BLIKK: Madonna, Budapest says hello with arms that are spread-eagled. Did you have a visit here that was agreeable? Are you in good odor? You are the biggest fan of our young people who hear your musical productions and like to move their bodies in response.
MADONNA: Thank you for saying these compliments {holds up hands}. Please stop with taking sensationalist photographs until I have removed my garmets for all to see. This is a joke I have made.
B: M, let’s cut toward the hunt: are you a bold hussy-woman that feasts on men who are tops?
M: Yes, yes, this is certainly something that brings to the surface my longings. In American it is not considered to be mentally ill when a woman advances on her prey in a discotheque setting with hardy cocktails present. And there is a more normal attitude toward leather play-toys that also makes my day.
B: Is this how you met Carlos, your love-servant who is reputed? Did you know he was heaven-sent right off the stick? Or were you dating many other people in your bed at the same time?
M: No, he was the only one I was dating in my bed then, so it is a scientific fact that the baby was made in my womb using him. But as regards those questions, enough! I am a woman and not a test-mouse! Carlos is an everyday person who is in the orbit of a star who is being muscled-trained by him, not a sex machine.
B: May we talk about your other “baby,” your movie then? Please do not be denying that the similarities between you and the real Evita are grounded in basis. Power, money, tasty food, Grammys — all these elements are afoot.
M: What is up in the air with you? Evita never was winning a Grammy!
B: Perhaps not. But as to your film, in trying to bring your reputation along a rocky road, can you make people forget the bad explosions of “Who’sThat Girl?” and “Shanghai Surprise?”
M: I am a tip-top starlet. That is my job that I am paid to do.
B: OK, here’s a question from left space. What was your book “Slut” about?

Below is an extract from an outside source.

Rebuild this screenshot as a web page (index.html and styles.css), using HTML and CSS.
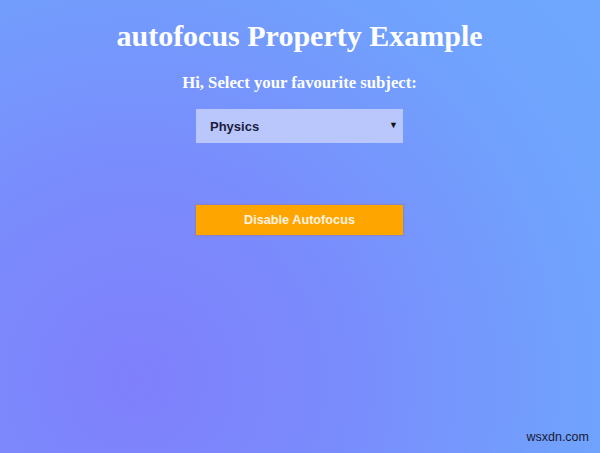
FILE: index.html
```html
<!DOCTYPE html>
<html>
<head>
<meta charset="utf-8">
<link rel="stylesheet" href="styles.css">
</head>
<body>
<main class="page">
  <h1 class="title">autofocus Property Example</h1>
  <p class="subtitle">Hi, Select your favourite subject:</p>
  <div class="select">
    <span class="select-value">Physics</span>
    <span class="select-arrow">&#9660;</span>
  </div>
  <button class="btn">Disable Autofocus</button>
</main>
<div class="watermark">wsxdn.com</div>
</body>
</html>
```

FILE: styles.css
```css
html, body {
  margin: 0;
  padding: 0;
  width: 600px;
  height: 453px;
  overflow: hidden;
}
body {
  position: relative;
  background: radial-gradient(circle at 135px 380px, #7f7ffb 0%, #7a8cfc 35%, #70a2fd 75%, #6ea8fd 100%);
  font-family: "Liberation Serif", "Times New Roman", serif;
}
.page {
  width: 599px;
  display: flex;
  flex-direction: column;
  align-items: center;
  padding-top: 19px;
}
.title {
  margin: 0;
  color: #fff;
  font-size: 30px;
  font-weight: bold;
  line-height: 34px;
}
.subtitle {
  margin: 20px 0 0;
  color: #fff;
  font-size: 16.7px;
  font-weight: bold;
  line-height: 20px;
}
.select {
  margin-top: 16px;
  width: 207px;
  height: 34px;
  box-sizing: border-box;
  background: #bac7fc;
  display: flex;
  align-items: center;
  justify-content: space-between;
  padding: 0 5px 0 14px;
  font-family: "Liberation Sans", Arial, sans-serif;
  font-weight: bold;
  font-size: 13px;
  color: #1c1c3a;
}
.select-arrow {
  font-size: 9px;
  color: #111;
  margin-top: -3px;
}
.btn {
  margin-top: 62px;
  width: 207px;
  height: 30px;
  border: none;
  background: #ffa500;
  color: #fdf3e0;
  font-family: "Liberation Sans", Arial, sans-serif;
  font-weight: bold;
  font-size: 12.7px;
  box-shadow: 0 0 1px 1px rgba(150, 120, 140, 0.45);
  padding: 0;
}
.watermark {
  position: absolute;
  right: 11px;
  bottom: 9px;
  font-family: "Liberation Sans", Arial, sans-serif;
  font-size: 12.5px;
  color: #1a1a33;
}
```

M: It was called “Sex”, my book.
B: Not in Hungary. Here it was called “Slut.” How did it come to publish. Were you lovemaking with a man-about-town printer? Do you prefer making suggestive literature to fast-selling CDs?
M: There are different facets to my career highway. I am preferring only to become respected all over the map as a 100% artist.
B: There is much interest in you from this geographic region, so I must ask this final questions: How many Hungarian men have you dated in bed? Are they No. 1? How are they comparing to Argentine men, who are famous being tip-top as well?
M: Well, to avoid aggravating global tension, I would say it’s a tie (laugh). No, no. I am serious now. See here, I am working like a canine all the way around the clock! I have been too busy to try the goulash that makes your country one for the record books.
B: Thank you for the candid chitchat.
M: No problem, friend who is a girl.